AWS CloudFront piloted solar‑powered edge micro‑data‑centres in Sydney’s western suburbs and Perth in January 2024, signalling a strategic shift toward decarbonised delivery nodes. Akamai expanded its Melbourne campus with on‑premise battery storage, pairing 30 MW of renewable capacity with 15 Tbps of DDoS scrubbing. Cloudflare announced HTTP3‑by‑default across its five Australian PoPs, aligning with Google’s QUIC‑first playbook and shaving 50 milliseconds off first‑handshake times for mobile SaaS apps.
Telecom incumbents also double down. Telstra launched a managed SASE‑CDN bundle in April 2024, leveraging its international subsea assets and integrating CASB policies for public‑sector tenders. Optus counters with a “Latency SLA Under 50 ms” guarantee between any NBN point‑of‑interconnect and its national edge ring, targeting fintech start‑ups in Sydney’s Barangaroo precinct. Smaller challengers such as Regional Edge Networks distinguish themselves by offering “privacy‑sovereign zones” inside Adelaide and Hobart for health‑data workloads, trading on location advantage and regulatory simplicity.

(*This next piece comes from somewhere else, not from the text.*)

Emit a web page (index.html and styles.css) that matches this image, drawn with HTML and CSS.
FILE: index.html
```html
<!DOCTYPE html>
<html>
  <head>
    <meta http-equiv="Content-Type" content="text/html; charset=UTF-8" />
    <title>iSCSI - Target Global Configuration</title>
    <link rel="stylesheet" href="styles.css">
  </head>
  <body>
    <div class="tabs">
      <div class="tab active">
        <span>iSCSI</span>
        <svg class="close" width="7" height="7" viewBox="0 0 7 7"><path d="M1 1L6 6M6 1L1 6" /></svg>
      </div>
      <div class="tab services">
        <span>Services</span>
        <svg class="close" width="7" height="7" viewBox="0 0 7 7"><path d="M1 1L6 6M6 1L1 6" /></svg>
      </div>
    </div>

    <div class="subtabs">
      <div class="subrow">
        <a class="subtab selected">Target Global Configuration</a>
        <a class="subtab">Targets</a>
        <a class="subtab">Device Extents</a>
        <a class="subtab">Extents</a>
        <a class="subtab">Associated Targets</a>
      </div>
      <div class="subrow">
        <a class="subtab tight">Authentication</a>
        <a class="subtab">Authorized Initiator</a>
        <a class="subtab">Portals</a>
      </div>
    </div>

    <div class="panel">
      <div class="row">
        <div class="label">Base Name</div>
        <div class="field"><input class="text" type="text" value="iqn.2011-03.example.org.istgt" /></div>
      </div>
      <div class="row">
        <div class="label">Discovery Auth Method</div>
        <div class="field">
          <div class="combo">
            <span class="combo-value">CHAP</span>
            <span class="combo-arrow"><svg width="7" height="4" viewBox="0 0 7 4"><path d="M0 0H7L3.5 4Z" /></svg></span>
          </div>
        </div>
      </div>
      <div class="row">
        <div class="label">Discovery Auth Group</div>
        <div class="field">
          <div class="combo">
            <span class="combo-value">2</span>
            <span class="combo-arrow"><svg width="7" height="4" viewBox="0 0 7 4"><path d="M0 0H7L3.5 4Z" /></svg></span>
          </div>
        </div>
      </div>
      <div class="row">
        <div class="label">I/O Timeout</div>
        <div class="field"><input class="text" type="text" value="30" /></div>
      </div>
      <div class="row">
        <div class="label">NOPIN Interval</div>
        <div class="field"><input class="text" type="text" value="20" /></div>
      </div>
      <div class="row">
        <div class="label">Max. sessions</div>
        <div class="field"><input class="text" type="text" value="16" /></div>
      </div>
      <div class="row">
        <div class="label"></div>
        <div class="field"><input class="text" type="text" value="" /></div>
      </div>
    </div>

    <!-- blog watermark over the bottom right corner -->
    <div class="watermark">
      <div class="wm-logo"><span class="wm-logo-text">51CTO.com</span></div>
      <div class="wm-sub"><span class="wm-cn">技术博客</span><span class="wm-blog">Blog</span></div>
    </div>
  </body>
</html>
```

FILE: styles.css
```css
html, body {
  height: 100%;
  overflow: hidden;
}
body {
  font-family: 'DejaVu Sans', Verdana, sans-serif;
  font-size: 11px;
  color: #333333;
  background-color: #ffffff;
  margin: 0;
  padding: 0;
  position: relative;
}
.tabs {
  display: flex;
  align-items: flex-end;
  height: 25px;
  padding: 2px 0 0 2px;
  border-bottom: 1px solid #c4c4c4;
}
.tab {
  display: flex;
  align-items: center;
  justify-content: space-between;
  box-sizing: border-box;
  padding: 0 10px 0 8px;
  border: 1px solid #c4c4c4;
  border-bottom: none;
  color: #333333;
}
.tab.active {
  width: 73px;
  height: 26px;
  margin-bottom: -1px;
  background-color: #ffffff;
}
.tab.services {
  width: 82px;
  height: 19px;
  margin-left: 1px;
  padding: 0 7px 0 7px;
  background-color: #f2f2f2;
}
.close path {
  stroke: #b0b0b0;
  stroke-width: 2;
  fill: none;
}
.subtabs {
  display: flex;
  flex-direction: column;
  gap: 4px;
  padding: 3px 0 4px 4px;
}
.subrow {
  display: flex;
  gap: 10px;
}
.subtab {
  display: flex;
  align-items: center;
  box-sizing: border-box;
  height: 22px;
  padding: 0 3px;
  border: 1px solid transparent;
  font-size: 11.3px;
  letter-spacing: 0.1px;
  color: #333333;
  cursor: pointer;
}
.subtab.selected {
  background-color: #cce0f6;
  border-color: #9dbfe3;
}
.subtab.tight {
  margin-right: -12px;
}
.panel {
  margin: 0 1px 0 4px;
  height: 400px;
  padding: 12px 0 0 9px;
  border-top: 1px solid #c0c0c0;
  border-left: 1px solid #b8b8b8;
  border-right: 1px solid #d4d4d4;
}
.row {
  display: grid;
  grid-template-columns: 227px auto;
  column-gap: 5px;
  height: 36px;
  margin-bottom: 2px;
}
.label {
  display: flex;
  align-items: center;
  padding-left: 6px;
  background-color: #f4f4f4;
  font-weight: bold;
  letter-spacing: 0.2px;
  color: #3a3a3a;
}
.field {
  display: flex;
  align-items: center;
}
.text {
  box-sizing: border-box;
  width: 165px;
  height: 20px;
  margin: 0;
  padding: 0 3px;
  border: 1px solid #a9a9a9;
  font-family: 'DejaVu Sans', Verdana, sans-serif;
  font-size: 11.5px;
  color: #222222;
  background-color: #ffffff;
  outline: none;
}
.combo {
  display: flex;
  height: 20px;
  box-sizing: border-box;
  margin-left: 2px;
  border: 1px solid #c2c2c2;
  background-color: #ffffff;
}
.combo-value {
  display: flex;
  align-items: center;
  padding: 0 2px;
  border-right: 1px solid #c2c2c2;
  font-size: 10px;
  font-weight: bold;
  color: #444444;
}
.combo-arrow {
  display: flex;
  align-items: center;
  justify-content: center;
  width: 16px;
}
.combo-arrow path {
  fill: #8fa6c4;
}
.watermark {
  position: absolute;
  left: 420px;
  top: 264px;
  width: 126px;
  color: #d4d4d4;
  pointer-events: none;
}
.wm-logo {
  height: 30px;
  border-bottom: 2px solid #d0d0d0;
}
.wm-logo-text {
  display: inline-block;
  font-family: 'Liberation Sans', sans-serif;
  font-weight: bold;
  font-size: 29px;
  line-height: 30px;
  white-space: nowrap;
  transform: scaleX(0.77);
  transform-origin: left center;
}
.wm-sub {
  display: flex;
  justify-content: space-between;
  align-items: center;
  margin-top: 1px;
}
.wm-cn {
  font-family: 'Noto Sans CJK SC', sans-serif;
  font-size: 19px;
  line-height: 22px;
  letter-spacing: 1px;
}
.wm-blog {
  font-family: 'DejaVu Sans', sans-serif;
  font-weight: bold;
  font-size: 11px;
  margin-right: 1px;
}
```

Competitive differentiation clusters around four levers: sustainability credentials, real‑time analytics pipelines, zero‑touch SASE onboarding, and proof‑of‑resilience against cable disruptions. Vendors able to execute on all four simultaneously are positioned to extend share as Australia’s SaaS economy compounds.
The Australian cloud CDN landscape reveals a market where performance alone is no longer sufficient; CIOs demand acceleration, security, observability, and sustainability delivered as managed modules that an overstretched IT team can activate in minutes. Latency‐driven growth remains robust, but talent shortages, energy inflation, and cable fragility will continue to squeeze undifferentiated bandwidth sellers.
Operators that invest in green PoPs, submarine‑path diversity, plug‑and‑play SASE, and real‑time analytics will convert Australia’s SaaS addiction into durable, above‑GDP revenue growth through 2033. Those failing to address labour constraints through automation risk being relegated to commodity tiers or subsumed by better‑prepared rivals.